Part of the cost of a professional website is the work of clarifying the business. Service structure, positioning, trust signals, calls to action, and page flow all affect conversion.
Cheap Websites Often Skip Strategy
A website project is not just putting company information online.
Before launch, the team should understand:
- Is the main goal leads, bookings, quote requests, or brand credibility?
- What objections or doubts does the visitor have?
- Which pages should search engines understand first?
- Are the page titles, descriptions, headings, and calls to action clear?
- Does the client need to edit content after launch?
When these questions are skipped, the website can still go live. It just behaves more like a digital business card than a growth tool.

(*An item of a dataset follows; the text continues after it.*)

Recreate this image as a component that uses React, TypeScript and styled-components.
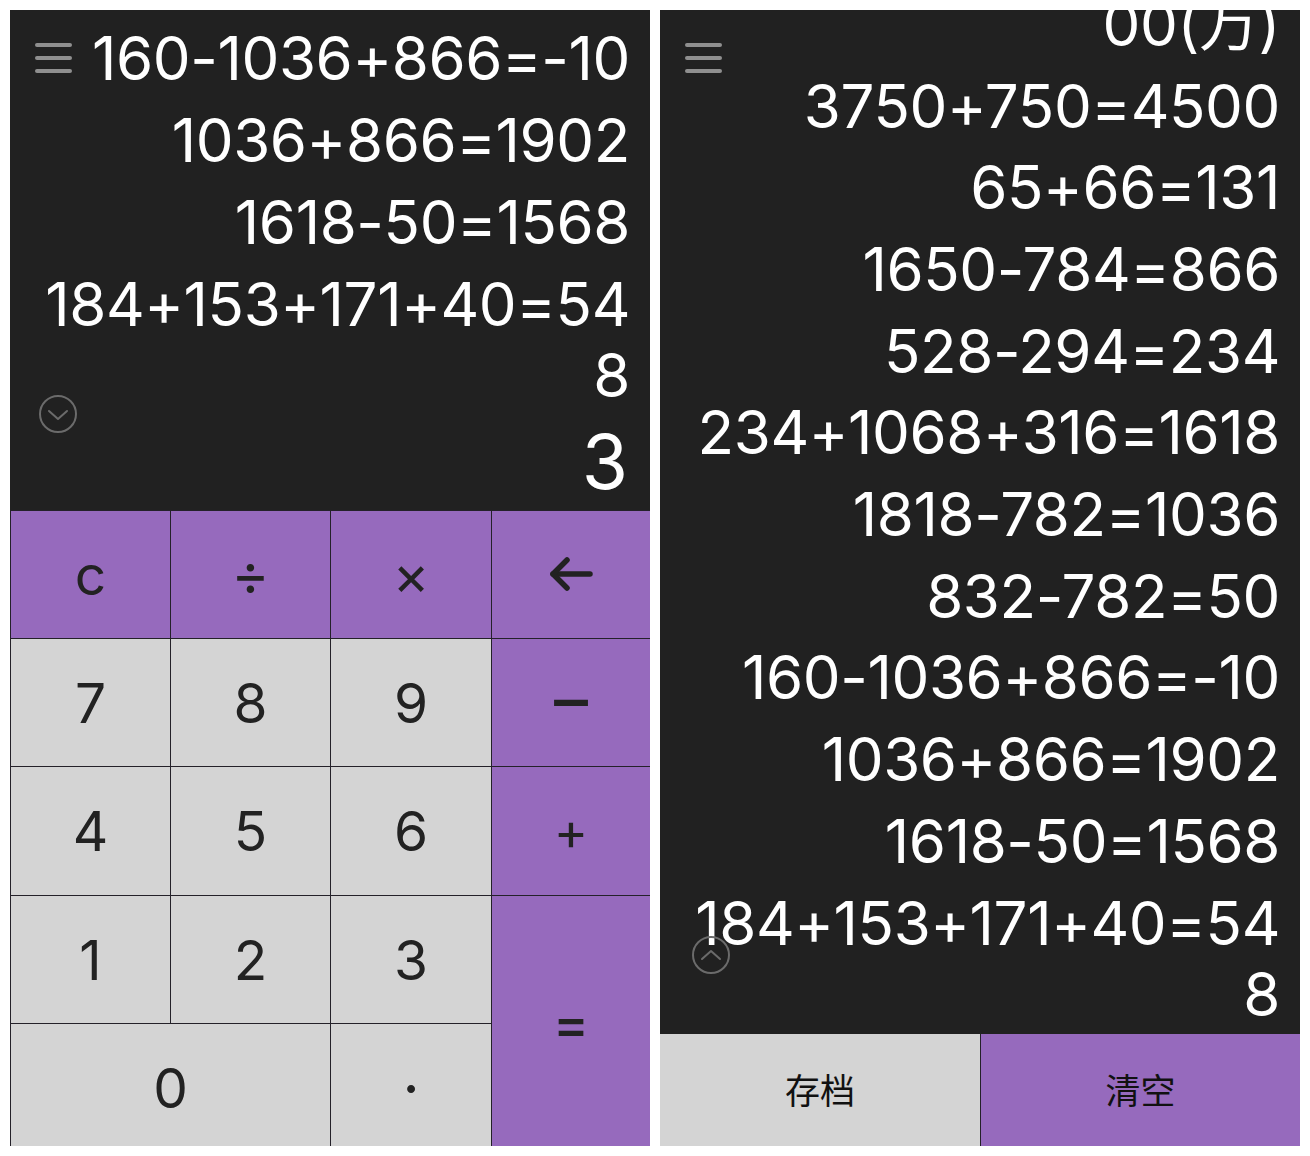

The Hidden Cost Is Engineering Quality
Many websites look similar on the front end. The back end and build quality can be completely different.
Professional development handles responsive layout, reusable components, form validation, error states, image optimization, font loading, SEO metadata, semantic HTML, deployment flow, and maintainable structure.
Clients may not notice all of this on day one. But these decisions affect stability, search visibility, page speed, and how easy the site is to expand later.
Low-cost projects often skip deep copy work, custom SEO, performance optimization, CMS setup, full QA, and long-term support.
That does not make the quote dishonest. It means the scope is different. The risk is when the scope is not explained clearly.
Platform Websites Are More Like Renting
Wix, Squarespace, Webflow, and WordPress can all produce usable websites. They are good options for fast launches and clear, limited requirements.
But platform-based builds often come with limits: template constraints, less performance control, reliance on plugins or platform features, and migration costs that may be higher than expected.
Custom development costs more upfront because the client is buying more than pages. They are buying more control.
You can choose the hosting model, structure the code, connect different CMS options, tailor forms and automations to the business, and expand the site more cleanly over time.
SEO Is Not Just Installing a Plugin
SEO foundation is not a switch, and it does not end with a plugin.
Search engines need to understand page structure, heading hierarchy, URLs, content topics, internal links, loading speed, and mobile experience.
A professional site handles these details during the build: title, description, headings, schema, sitemap, image alt text, page speed, and clear information architecture.
If a page depends entirely on browser-side rendering, search engines can still process some of it. But important content is usually more reliable when it is pre-rendered or server-rendered.
SSR is not ranking magic. It simply reduces risk by making content easier to read, the first view more stable, and page delivery more predictable.
Maintenance Is the Real Long-Term Cost
A cheap website can save money at launch and still become expensive later.
Common problems include plugin conflicts, theme updates breaking layouts, forms failing silently, slow pages, content that is hard to edit, and structures that cannot support new business needs.
When the business later needs bookings, memberships, multilingual pages, landing pages, ad tracking, or CRM integration, the early savings can turn into rebuild cost.
So the better question is not only “how much does a website cost?” It is: who maintains it, how is content edited, can it be migrated, and can it grow with the business?
How to Compare Website Quotes
Look at the scope before you compare the total price.
A more complete website project often includes:
- Sitemap and information architecture
- UX wireframes and user paths
- Custom UI design
- Copy structure and CTA design
- Responsive front-end development
- CMS or content editing setup
- SEO foundation
- Performance optimization
- Forms, notifications, or CRM integration
- Analytics and event tracking
- Mobile, browser, link, and form testing
- Domain, DNS, SSL, and deployment
- Documentation and post-launch support
If a quote is much lower, it usually does not mean the provider has found a shortcut. It often means several of these steps are not included or are handled very lightly.
When a Cheap Website Makes Sense
A cheap website can make sense for a simple requirement, limited budget, short-term test, stable content, or a business that does not depend on organic search.
If you only need a basic presence, there is no reason to overbuild from day one.
But if the website is responsible for leads, trust, search visibility, ad landing pages, form conversion, and long-term content operations, it is not just a design task. It is business infrastructure.
Conclusion
Professional websites do not cost more because they have more pages. They cost more because they reduce business risk, build trust, support SEO, load quickly, convert visitors, connect with tools, and remain maintainable after launch.
A cheap website buys speed and basic presence. A professional website buys control, scalability, and long-term value.
Before choosing a quote, ask what you actually need: a page that can go live, or a website that can support business growth over time?